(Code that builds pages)
========================================================================
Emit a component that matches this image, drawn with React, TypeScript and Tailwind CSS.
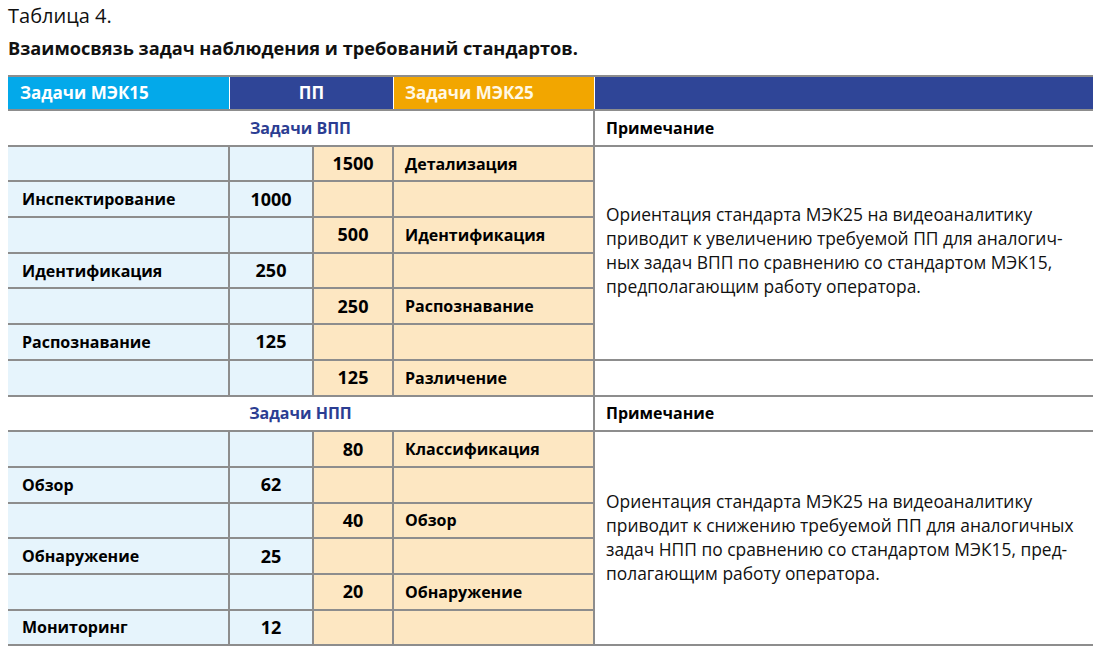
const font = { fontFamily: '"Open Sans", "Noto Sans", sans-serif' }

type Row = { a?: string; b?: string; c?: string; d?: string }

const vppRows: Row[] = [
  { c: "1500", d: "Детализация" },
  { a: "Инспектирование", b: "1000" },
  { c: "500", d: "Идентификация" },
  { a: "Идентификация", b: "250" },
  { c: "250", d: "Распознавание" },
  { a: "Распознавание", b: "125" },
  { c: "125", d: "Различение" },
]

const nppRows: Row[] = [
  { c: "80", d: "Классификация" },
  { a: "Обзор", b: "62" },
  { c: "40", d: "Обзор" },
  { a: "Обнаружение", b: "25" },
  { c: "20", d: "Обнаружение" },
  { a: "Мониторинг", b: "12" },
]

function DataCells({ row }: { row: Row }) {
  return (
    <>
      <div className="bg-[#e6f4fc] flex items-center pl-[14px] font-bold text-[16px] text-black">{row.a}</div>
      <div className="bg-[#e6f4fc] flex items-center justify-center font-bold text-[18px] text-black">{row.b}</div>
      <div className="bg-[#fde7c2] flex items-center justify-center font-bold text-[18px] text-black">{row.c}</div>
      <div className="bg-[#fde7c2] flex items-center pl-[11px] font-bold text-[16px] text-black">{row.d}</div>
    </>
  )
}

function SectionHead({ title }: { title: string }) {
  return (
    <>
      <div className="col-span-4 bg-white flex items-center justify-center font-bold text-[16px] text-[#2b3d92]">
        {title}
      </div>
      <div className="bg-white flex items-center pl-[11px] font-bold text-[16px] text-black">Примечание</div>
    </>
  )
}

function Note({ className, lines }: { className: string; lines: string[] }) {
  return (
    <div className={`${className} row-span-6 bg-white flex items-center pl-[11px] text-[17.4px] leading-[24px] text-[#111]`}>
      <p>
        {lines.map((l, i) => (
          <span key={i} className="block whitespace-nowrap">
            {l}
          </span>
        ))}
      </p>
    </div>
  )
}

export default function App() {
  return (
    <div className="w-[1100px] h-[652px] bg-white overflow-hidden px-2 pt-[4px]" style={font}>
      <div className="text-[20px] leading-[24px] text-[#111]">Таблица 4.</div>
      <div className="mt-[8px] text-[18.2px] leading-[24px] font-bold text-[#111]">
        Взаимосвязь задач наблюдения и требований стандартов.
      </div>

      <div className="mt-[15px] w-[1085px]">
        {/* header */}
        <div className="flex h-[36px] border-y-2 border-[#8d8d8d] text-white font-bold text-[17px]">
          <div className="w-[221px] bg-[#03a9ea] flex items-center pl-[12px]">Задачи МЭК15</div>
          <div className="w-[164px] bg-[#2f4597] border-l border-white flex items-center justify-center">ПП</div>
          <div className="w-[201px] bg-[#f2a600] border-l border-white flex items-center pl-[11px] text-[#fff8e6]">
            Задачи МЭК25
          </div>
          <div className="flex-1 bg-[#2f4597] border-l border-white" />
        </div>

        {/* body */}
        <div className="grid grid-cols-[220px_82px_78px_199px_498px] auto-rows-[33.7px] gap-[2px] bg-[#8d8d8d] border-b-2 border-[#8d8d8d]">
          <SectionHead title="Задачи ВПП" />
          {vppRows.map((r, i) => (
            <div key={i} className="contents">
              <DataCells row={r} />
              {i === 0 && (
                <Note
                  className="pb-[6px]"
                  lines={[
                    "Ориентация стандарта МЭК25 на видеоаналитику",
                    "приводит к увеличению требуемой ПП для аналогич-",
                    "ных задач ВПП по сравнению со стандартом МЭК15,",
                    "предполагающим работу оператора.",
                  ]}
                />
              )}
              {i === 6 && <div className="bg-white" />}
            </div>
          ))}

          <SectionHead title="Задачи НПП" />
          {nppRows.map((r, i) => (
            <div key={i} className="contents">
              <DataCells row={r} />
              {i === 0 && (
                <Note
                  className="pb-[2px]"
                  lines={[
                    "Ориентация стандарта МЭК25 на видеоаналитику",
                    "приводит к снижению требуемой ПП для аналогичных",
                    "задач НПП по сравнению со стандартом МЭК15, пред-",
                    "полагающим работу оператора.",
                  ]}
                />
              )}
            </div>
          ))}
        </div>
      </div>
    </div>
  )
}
========================================================================
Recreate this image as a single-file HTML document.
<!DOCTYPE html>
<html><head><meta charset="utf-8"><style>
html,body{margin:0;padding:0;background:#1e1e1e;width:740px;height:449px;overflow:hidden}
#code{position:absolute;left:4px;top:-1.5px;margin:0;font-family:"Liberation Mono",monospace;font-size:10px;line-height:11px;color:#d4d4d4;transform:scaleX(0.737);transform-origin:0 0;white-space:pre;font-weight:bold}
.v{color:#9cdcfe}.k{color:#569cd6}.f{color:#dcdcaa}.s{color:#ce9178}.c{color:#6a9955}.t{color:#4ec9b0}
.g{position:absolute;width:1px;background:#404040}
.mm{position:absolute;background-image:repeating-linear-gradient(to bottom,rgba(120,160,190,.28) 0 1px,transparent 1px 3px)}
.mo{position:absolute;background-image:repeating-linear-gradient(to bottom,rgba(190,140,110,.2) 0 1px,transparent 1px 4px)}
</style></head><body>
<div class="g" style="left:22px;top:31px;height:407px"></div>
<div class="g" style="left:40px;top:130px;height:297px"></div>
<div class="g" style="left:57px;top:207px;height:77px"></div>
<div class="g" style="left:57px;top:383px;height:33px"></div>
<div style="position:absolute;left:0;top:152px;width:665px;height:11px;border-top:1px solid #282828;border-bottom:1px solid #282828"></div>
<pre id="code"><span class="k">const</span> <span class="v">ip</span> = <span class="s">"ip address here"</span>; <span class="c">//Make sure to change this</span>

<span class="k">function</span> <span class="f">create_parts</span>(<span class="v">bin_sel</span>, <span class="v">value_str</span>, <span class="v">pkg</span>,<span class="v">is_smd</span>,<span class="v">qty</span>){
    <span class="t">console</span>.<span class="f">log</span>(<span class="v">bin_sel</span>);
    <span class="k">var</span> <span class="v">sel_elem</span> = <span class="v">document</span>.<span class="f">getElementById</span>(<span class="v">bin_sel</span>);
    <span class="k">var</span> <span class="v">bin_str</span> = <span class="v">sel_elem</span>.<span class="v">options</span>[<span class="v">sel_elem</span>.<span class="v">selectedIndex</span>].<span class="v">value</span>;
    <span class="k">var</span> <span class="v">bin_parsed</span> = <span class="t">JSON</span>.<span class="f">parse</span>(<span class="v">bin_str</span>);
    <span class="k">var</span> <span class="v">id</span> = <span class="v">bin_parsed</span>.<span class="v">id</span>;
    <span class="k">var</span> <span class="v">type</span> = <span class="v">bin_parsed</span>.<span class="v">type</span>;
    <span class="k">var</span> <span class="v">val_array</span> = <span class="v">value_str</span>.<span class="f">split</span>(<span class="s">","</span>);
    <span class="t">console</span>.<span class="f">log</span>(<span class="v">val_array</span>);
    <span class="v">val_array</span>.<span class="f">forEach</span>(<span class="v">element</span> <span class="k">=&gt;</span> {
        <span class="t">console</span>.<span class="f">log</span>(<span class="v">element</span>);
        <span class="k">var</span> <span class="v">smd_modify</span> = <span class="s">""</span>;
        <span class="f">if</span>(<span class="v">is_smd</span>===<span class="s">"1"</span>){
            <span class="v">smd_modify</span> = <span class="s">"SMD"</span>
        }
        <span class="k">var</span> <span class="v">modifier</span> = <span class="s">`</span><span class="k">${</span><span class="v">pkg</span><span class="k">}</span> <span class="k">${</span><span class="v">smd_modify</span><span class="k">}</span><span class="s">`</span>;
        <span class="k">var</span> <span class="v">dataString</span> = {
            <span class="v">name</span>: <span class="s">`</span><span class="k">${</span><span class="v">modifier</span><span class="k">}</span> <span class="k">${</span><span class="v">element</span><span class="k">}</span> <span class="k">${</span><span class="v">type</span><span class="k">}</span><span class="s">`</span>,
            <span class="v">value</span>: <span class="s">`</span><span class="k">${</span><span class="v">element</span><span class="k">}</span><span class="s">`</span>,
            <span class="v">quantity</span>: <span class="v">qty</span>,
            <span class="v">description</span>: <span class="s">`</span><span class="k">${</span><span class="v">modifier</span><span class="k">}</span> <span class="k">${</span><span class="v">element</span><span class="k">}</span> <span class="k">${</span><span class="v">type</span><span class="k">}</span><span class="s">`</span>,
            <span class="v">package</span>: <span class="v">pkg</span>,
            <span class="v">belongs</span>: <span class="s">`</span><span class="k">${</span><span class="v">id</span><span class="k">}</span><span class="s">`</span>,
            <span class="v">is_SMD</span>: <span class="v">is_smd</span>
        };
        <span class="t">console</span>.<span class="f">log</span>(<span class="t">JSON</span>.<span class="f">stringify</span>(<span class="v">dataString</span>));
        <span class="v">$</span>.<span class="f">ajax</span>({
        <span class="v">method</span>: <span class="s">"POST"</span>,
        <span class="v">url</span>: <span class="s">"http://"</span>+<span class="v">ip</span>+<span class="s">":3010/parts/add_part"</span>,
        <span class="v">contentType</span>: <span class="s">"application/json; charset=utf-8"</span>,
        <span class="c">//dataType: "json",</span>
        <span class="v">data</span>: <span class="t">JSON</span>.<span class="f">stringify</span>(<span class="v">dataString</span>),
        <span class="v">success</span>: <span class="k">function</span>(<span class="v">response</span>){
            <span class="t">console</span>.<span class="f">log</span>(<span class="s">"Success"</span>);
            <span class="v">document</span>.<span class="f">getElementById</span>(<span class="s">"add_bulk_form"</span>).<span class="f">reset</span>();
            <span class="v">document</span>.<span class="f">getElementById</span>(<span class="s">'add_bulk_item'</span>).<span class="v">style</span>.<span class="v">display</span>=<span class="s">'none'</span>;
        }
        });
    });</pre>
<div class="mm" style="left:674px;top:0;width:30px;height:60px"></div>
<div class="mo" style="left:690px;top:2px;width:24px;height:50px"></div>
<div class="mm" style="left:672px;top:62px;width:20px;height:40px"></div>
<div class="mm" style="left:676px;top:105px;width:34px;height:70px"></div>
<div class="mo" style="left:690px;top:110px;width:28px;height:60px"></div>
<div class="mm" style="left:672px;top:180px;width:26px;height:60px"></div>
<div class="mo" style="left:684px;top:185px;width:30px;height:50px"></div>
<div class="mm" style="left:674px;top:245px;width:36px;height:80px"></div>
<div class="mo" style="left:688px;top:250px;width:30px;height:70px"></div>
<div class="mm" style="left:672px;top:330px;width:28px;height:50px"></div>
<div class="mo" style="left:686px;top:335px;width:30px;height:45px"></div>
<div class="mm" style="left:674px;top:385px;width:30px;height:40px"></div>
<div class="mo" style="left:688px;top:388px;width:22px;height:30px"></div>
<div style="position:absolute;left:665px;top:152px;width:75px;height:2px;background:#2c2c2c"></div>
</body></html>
========================================================================
- WRITTEN REQUEST:
Within the listing above, extract exactly the lines that run from the one containing "Emit a component" through the one containing "string; b?: string;", excluding any pictures.

- RESPONSE TO THE EXERCISE:
Emit a component that matches this image, drawn with React, TypeScript and Tailwind CSS.
const font = { fontFamily: '"Open Sans", "Noto Sans", sans-serif' }

type Row = { a?: string; b?: string; c?: string; d?: string }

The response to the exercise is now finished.